The regime has pictures of Pyongyang partially edited before they are published. The miserable condition of the site, emblematic of the country's decline, is erased. Almost 15 years after construction was halted, things are suddenly moving forward.
The Egyptian telecommunications group Orascom is tasked to finally complete the hotel's window and facade construction as part of a larger deal. In 2011, Kim Jong-il dies. His son Kim Jong-un comes to power.
In the same year, work on the hotel is completed. The German luxury hotel group Kempinski announces that it will create 150 hotel rooms in the upper part of the building The long-awaited opening of the prestigious building is finally within reach but it is in vain. In 2013, Kempinski cancels the project due to heightened political tensions between North Korea and the West.

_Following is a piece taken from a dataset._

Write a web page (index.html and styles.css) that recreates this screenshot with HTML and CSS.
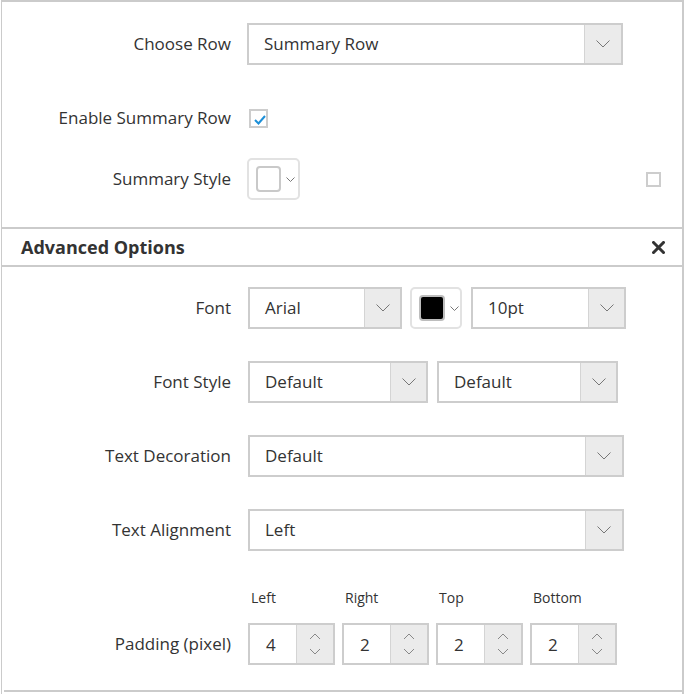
FILE: index.html
```html
<!DOCTYPE html>
<html>
<head>
<meta charset="utf-8">
<link rel="stylesheet" href="styles.css">
</head>
<body>
<div class="panel">
  <div class="row row-choose">
    <div class="label">Choose Row</div>
    <div class="select w376">
      <span class="select-text">Summary Row</span>
      <span class="arrow"><svg width="14" height="8" viewBox="0 0 14 8"><polyline points="0.5,0.5 7,7 13.5,0.5" fill="none" stroke="#777" stroke-width="1"/></svg></span>
    </div>
  </div>
  <div class="row row-enable">
    <div class="label">Enable Summary Row</div>
    <span class="checkbox"><svg width="14" height="14" viewBox="0 0 14 14"><polyline points="2,8 5.5,11.5 12,4" fill="none" stroke="#1c8fd8" stroke-width="2"/></svg></span>
  </div>
  <div class="row row-style">
    <div class="label">Summary Style</div>
    <div class="picker">
      <span class="swatch swatch-white"></span>
      <svg class="mini-chev" width="9" height="5" viewBox="0 0 9 5"><polyline points="0.5,0.5 4.5,4.5 8.5,0.5" fill="none" stroke="#777" stroke-width="1"/></svg>
    </div>
    <span class="small-check"></span>
  </div>

  <div class="section-head">
    <span class="head-title">Advanced Options</span>
    <svg class="close" width="13" height="13" viewBox="0 0 13 13"><path d="M1.5 1.5 L11.5 11.5 M11.5 1.5 L1.5 11.5" stroke="#333" stroke-width="3" stroke-linecap="square"/></svg>
  </div>

  <div class="row row-adv row-font">
    <div class="label">Font</div>
    <div class="select w154">
      <span class="select-text">Arial</span>
      <span class="arrow"><svg width="14" height="8" viewBox="0 0 14 8"><polyline points="0.5,0.5 7,7 13.5,0.5" fill="none" stroke="#777" stroke-width="1"/></svg></span>
    </div>
    <div class="picker picker-font">
      <span class="swatch swatch-black"></span>
      <svg class="mini-chev" width="9" height="5" viewBox="0 0 9 5"><polyline points="0.5,0.5 4.5,4.5 8.5,0.5" fill="none" stroke="#777" stroke-width="1"/></svg>
    </div>
    <div class="select w155">
      <span class="select-text">10pt</span>
      <span class="arrow"><svg width="14" height="8" viewBox="0 0 14 8"><polyline points="0.5,0.5 7,7 13.5,0.5" fill="none" stroke="#777" stroke-width="1"/></svg></span>
    </div>
  </div>

  <div class="row row-adv">
    <div class="label">Font Style</div>
    <div class="pair">
      <div class="select w180">
        <span class="select-text">Default</span>
        <span class="arrow"><svg width="14" height="8" viewBox="0 0 14 8"><polyline points="0.5,0.5 7,7 13.5,0.5" fill="none" stroke="#777" stroke-width="1"/></svg></span>
      </div>
      <div class="select w181">
        <span class="select-text">Default</span>
        <span class="arrow"><svg width="14" height="8" viewBox="0 0 14 8"><polyline points="0.5,0.5 7,7 13.5,0.5" fill="none" stroke="#777" stroke-width="1"/></svg></span>
      </div>
    </div>
  </div>

  <div class="row row-adv">
    <div class="label">Text Decoration</div>
    <div class="select w376">
      <span class="select-text">Default</span>
      <span class="arrow"><svg width="14" height="8" viewBox="0 0 14 8"><polyline points="0.5,0.5 7,7 13.5,0.5" fill="none" stroke="#777" stroke-width="1"/></svg></span>
    </div>
  </div>

  <div class="row row-adv">
    <div class="label">Text Alignment</div>
    <div class="select w376">
      <span class="select-text">Left</span>
      <span class="arrow"><svg width="14" height="8" viewBox="0 0 14 8"><polyline points="0.5,0.5 7,7 13.5,0.5" fill="none" stroke="#777" stroke-width="1"/></svg></span>
    </div>
  </div>

  <div class="pad-labels">
    <span>Left</span><span>Right</span><span>Top</span><span>Bottom</span>
  </div>

  <div class="row row-pad">
    <div class="label">Padding (pixel)</div>
    <div class="spins">
      <div class="spin"><span class="spin-val">4</span><span class="spin-btn"><svg width="12" height="22" viewBox="0 0 12 22"><polyline points="1,6 6,1 11,6" fill="none" stroke="#888" stroke-width="1"/><polyline points="1,16 6,21 11,16" fill="none" stroke="#888" stroke-width="1"/></svg></span></div>
      <div class="spin"><span class="spin-val">2</span><span class="spin-btn"><svg width="12" height="22" viewBox="0 0 12 22"><polyline points="1,6 6,1 11,6" fill="none" stroke="#888" stroke-width="1"/><polyline points="1,16 6,21 11,16" fill="none" stroke="#888" stroke-width="1"/></svg></span></div>
      <div class="spin"><span class="spin-val">2</span><span class="spin-btn"><svg width="12" height="22" viewBox="0 0 12 22"><polyline points="1,6 6,1 11,6" fill="none" stroke="#888" stroke-width="1"/><polyline points="1,16 6,21 11,16" fill="none" stroke="#888" stroke-width="1"/></svg></span></div>
      <div class="spin"><span class="spin-val">2</span><span class="spin-btn"><svg width="12" height="22" viewBox="0 0 12 22"><polyline points="1,6 6,1 11,6" fill="none" stroke="#888" stroke-width="1"/><polyline points="1,16 6,21 11,16" fill="none" stroke="#888" stroke-width="1"/></svg></span></div>
    </div>
  </div>

  <div class="bottom-line"></div>
</div>
</body>
</html>
```

FILE: styles.css
```css
* { box-sizing: border-box; }
html, body { margin: 0; padding: 0; background: #fff; }
body {
  font-family: "Open Sans", "Noto Sans", sans-serif;
  font-size: 17px;
  color: #333;
}
.panel {
  margin-left: 1px;
  width: 683px;
  height: 694px;
  border-top: 2px solid #cbcbcb;
  border-left: 1px solid #cbcbcb;
  border-right: 2px solid #cbcbcb;
}
.row {
  display: flex;
  align-items: center;
}
.label {
  width: 229px;
  flex: none;
  text-align: right;
  margin-right: 16px;
  padding-bottom: 2px;
  white-space: nowrap;
}
.row-choose { margin-top: 21px; height: 42px; }
.row-enable { margin-top: 32px; height: 42px; }
.row-enable .checkbox { margin-left: 2px; }
.row-style { margin-top: 19px; height: 42px; }

.select {
  display: flex;
  height: 42px;
  border: 2px solid #cdcdcd;
  background: #fff;
}
.select-text {
  flex: 1;
  display: flex;
  align-items: center;
  padding-left: 15px;
  padding-bottom: 1px;
}
.arrow {
  width: 37px;
  flex: none;
  display: flex;
  align-items: center;
  justify-content: center;
  background: #ebebeb;
  border-left: 1px solid #d4d4d4;
}
.w376 { width: 376px; }
.w154 { width: 154px; }
.w155 { width: 155px; }
.w180 { width: 180px; }
.w181 { width: 181px; }
.w154 .arrow, .w155 .arrow, .w180 .arrow, .w181 .arrow { width: 36px; }

.checkbox {
  width: 19px;
  height: 19px;
  border: 2px solid #cdcdcd;
  display: flex;
  align-items: flex-end;
  justify-content: flex-end;
}
.checkbox svg { margin: 0 -1px 0 0; }

.picker {
  width: 53px;
  height: 42px;
  border: 2px solid #e2e2e2;
  border-radius: 5px;
  display: flex;
  align-items: center;
  padding-left: 7px;
}
.swatch {
  width: 25px;
  height: 26px;
  border: 2px solid #c9c9c9;
  border-radius: 4px;
  flex: none;
}
.swatch-white { background: #fff; }
.swatch-black { background: #000; border-color: #bdbdbd; width: 26px; height: 26px; }
.mini-chev { margin-left: 5px; margin-top: 1px; }

.small-check {
  width: 15px;
  height: 15px;
  border: 2px solid #cdcdcd;
  margin-left: auto;
  margin-right: 21px;
}

.section-head {
  margin-top: 27px;
  height: 40px;
  border-top: 2px solid #cbcbcb;
  border-bottom: 2px solid #cbcbcb;
  display: flex;
  align-items: center;
  padding-left: 19px;
  padding-right: 17px;
}
.head-title {
  font-weight: 700;
  font-size: 18px;
  color: #333;
  flex: 1;
}

.row-adv { margin-top: 32px; height: 42px; }
.row-font { margin-top: 20px; }
.row-adv .label { margin-right: 17px; }
.row-font .picker-font { margin-left: 8px; margin-right: 9px; width: 52px; }
.pair { display: flex; gap: 9px; }

.pad-labels {
  margin-top: 36px;
  padding-left: 249px;
  display: flex;
  font-size: 14px;
  height: 20px;
  align-items: center;
}
.pad-labels span { width: 94px; }

.row-pad { margin-top: 16px; height: 42px; }
.row-pad .label { margin-right: 17px; }
.spins { display: flex; gap: 7px; }
.spin {
  width: 87px;
  height: 42px;
  display: flex;
  border: 2px solid #cdcdcd;
}
.spin-val {
  flex: 1;
  display: flex;
  align-items: center;
  padding-left: 16px;
}
.spin-btn {
  width: 37px;
  flex: none;
  background: #ebebeb;
  border-left: 1px solid #d4d4d4;
  display: flex;
  align-items: center;
  justify-content: center;
}

.bottom-line {
  margin-top: 25px;
  margin-left: 2px;
  height: 2px;
  background: #cbcbcb;
}
```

To this day, the hotel has never been opened. No one is allowed to enter the building. Not a single guest has ever stayed in one of the countless planned rooms.
It now carries the nickname "Hotel of Doom". Even the most beautiful facade cannot distract from the fact that the walls inside are beginning to crumble. Experts suggest that the hotel's construction isn't really solid.
The huge mass of concrete lacks a supporting steel structure. In 2014, a similar concrete-only skyscraper collapsed in Pyongyang. Instead of good hotels, North Korea remains known for nuclear weapons testing, its action movies, and oppressed people in poverty.
Since 2018, the building is being used for propaganda. Thousands of LEDs are installed on the facade. On the screens, 4-minute videos run in a loop.
They show the history of North Korea and contain political slogans. At the top, a giant North Korean flag glows over the metropolis. Over time, a landmark of supposed strength, prosperity and power has become a signal of North Korea's megalomania and the failure of its totalitarian dictatorship.
If you look behind the facade, you see the bitter reality.